>>>

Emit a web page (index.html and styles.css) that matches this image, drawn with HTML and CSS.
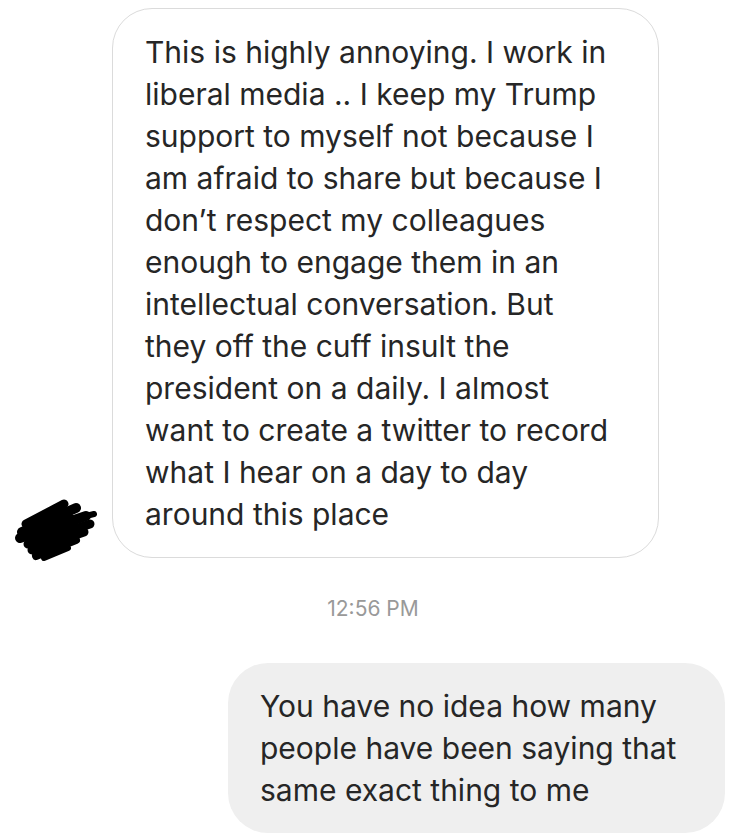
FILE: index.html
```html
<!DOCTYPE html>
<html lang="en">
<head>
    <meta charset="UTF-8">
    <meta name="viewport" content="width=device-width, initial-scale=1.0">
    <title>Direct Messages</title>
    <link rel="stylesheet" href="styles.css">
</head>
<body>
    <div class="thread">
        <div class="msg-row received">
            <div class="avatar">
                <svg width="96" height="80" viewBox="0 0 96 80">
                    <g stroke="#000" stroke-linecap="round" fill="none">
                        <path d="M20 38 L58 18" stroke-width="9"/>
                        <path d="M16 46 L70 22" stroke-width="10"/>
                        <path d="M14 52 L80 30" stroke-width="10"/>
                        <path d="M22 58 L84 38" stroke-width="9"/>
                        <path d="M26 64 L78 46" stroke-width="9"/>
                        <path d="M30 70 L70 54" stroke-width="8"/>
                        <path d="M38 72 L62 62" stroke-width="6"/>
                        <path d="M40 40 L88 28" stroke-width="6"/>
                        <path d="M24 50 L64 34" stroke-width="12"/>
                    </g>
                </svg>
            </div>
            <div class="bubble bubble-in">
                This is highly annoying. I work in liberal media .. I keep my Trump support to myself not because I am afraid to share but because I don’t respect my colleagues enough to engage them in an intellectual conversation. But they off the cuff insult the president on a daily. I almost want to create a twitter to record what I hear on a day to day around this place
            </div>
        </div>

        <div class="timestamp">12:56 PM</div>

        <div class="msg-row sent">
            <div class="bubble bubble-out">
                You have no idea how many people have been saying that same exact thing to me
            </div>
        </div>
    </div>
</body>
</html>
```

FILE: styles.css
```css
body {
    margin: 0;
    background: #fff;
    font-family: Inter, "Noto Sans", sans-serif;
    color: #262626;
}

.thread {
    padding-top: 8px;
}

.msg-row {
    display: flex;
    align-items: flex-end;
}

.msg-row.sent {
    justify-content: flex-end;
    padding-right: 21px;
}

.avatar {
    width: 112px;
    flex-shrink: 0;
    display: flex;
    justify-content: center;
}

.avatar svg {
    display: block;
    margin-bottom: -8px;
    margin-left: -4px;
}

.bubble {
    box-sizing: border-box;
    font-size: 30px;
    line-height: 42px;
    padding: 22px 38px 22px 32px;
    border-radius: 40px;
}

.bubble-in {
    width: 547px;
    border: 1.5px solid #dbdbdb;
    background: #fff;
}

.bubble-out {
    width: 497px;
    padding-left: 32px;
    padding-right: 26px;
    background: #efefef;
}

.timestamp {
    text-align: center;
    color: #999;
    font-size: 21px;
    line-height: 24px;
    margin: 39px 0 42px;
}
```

<<<
>>>

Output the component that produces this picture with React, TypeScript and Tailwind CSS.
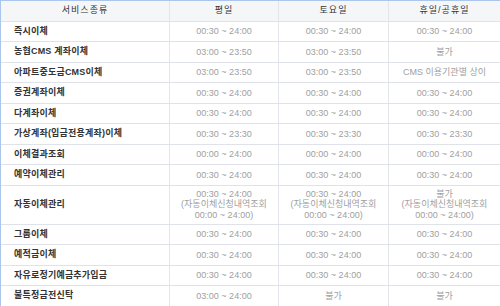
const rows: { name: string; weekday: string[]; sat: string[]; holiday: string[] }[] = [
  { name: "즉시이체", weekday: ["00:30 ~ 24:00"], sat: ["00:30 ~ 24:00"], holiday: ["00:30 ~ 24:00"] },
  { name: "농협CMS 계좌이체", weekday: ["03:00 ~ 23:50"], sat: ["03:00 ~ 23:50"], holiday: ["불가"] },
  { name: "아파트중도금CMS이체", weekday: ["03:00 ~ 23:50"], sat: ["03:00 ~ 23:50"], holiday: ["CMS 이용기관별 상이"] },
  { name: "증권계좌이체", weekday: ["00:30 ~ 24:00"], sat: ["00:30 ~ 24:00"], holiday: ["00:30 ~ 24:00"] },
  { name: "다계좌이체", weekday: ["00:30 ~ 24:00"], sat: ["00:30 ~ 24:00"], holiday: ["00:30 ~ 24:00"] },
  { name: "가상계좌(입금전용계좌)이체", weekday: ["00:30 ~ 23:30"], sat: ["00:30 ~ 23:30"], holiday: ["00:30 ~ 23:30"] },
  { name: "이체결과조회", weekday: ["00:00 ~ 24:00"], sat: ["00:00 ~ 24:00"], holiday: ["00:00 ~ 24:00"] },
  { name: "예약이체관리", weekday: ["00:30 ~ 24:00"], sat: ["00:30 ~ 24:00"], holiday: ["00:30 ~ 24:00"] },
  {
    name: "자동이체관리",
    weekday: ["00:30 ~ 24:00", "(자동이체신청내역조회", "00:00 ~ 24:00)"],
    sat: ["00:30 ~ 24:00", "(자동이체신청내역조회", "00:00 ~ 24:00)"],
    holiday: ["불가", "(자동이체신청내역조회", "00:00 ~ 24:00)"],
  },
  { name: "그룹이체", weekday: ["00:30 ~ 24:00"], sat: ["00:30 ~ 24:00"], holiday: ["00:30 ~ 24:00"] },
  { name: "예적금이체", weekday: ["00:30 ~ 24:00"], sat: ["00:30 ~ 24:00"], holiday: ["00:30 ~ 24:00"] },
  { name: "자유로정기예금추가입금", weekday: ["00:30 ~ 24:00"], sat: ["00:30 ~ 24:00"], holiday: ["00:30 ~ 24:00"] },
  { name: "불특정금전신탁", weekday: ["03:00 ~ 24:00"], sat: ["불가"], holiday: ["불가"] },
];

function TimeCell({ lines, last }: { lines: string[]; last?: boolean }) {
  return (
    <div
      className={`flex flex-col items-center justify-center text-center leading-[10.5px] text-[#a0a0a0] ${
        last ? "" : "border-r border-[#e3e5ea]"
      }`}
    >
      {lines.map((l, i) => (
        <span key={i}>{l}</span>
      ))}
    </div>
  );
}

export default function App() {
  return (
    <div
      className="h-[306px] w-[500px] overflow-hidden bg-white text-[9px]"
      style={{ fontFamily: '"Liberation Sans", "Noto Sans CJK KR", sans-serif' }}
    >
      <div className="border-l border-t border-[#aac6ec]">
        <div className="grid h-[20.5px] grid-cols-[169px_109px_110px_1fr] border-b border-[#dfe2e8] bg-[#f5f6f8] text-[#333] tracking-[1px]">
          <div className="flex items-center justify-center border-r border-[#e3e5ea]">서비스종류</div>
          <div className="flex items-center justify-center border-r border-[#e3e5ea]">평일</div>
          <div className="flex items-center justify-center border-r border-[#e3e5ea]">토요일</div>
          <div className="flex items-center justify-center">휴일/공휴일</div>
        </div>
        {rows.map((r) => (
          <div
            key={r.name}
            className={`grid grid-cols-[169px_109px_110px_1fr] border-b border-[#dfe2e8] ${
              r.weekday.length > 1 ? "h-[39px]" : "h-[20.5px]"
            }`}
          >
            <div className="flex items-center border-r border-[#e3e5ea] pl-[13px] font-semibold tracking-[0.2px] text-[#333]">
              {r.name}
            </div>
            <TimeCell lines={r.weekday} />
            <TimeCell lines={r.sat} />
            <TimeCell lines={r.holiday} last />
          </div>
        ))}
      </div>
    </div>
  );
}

<<<
>>>

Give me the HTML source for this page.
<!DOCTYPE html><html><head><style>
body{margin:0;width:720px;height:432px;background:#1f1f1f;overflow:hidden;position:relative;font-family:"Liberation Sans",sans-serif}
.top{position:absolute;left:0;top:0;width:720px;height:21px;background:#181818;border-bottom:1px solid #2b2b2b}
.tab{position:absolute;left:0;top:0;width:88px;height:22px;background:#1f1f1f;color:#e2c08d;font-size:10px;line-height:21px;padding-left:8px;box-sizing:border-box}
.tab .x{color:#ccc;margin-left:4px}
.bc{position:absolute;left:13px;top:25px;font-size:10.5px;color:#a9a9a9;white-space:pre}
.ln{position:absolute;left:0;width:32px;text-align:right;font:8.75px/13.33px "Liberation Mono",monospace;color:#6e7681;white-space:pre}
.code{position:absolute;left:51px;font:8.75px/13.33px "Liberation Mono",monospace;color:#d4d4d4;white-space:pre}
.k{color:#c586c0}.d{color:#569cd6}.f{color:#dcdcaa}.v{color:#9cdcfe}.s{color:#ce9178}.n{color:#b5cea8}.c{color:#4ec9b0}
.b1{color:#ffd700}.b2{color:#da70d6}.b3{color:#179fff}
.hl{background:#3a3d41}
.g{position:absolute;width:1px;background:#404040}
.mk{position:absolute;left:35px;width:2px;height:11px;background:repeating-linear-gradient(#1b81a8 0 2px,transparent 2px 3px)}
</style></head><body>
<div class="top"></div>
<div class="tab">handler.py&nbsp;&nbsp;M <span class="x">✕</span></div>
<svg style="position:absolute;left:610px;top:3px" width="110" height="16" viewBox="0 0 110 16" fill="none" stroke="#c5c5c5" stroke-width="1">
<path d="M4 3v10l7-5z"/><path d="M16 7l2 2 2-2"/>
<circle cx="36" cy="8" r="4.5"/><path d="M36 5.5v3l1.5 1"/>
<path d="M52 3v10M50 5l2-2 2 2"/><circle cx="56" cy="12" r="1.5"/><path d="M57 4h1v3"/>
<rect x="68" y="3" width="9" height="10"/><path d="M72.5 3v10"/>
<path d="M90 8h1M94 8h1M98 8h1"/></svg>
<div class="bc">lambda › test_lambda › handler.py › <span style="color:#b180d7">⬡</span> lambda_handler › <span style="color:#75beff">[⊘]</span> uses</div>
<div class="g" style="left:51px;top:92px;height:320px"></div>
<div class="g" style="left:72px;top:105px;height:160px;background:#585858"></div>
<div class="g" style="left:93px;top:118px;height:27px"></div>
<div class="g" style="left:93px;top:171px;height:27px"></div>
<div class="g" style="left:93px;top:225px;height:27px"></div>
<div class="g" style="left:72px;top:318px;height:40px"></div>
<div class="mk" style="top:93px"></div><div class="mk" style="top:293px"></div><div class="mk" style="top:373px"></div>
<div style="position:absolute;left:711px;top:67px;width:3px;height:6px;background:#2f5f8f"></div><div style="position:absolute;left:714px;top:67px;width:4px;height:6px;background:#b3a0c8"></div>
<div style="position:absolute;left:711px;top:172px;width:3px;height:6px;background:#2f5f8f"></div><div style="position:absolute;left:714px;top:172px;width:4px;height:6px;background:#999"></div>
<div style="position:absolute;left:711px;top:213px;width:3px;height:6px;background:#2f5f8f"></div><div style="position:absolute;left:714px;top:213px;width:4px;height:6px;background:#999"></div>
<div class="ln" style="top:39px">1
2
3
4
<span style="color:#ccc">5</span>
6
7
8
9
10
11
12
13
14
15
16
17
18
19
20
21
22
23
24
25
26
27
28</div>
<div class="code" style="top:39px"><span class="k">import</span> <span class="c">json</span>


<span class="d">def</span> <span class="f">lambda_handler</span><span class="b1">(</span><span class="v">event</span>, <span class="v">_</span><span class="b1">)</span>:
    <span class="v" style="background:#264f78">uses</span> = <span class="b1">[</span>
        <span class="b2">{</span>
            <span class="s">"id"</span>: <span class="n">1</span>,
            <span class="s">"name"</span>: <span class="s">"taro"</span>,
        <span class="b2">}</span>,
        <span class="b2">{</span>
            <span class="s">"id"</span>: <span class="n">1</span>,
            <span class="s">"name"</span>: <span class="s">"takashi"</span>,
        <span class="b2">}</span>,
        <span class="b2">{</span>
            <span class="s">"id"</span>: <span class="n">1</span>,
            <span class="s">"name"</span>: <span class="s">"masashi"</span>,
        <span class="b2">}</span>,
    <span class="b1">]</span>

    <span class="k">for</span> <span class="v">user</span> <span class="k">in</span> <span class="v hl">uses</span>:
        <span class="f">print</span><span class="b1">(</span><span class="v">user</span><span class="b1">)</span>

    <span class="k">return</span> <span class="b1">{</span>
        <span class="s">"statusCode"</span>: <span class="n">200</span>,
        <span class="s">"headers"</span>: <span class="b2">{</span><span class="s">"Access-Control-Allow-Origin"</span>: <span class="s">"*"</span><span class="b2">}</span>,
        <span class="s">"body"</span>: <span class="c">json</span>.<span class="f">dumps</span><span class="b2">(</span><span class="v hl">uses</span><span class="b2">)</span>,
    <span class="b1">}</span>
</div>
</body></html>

<<<

GIVEN REQUEST - Give only the count of lines in the data that include the string "index".

REPLY - 2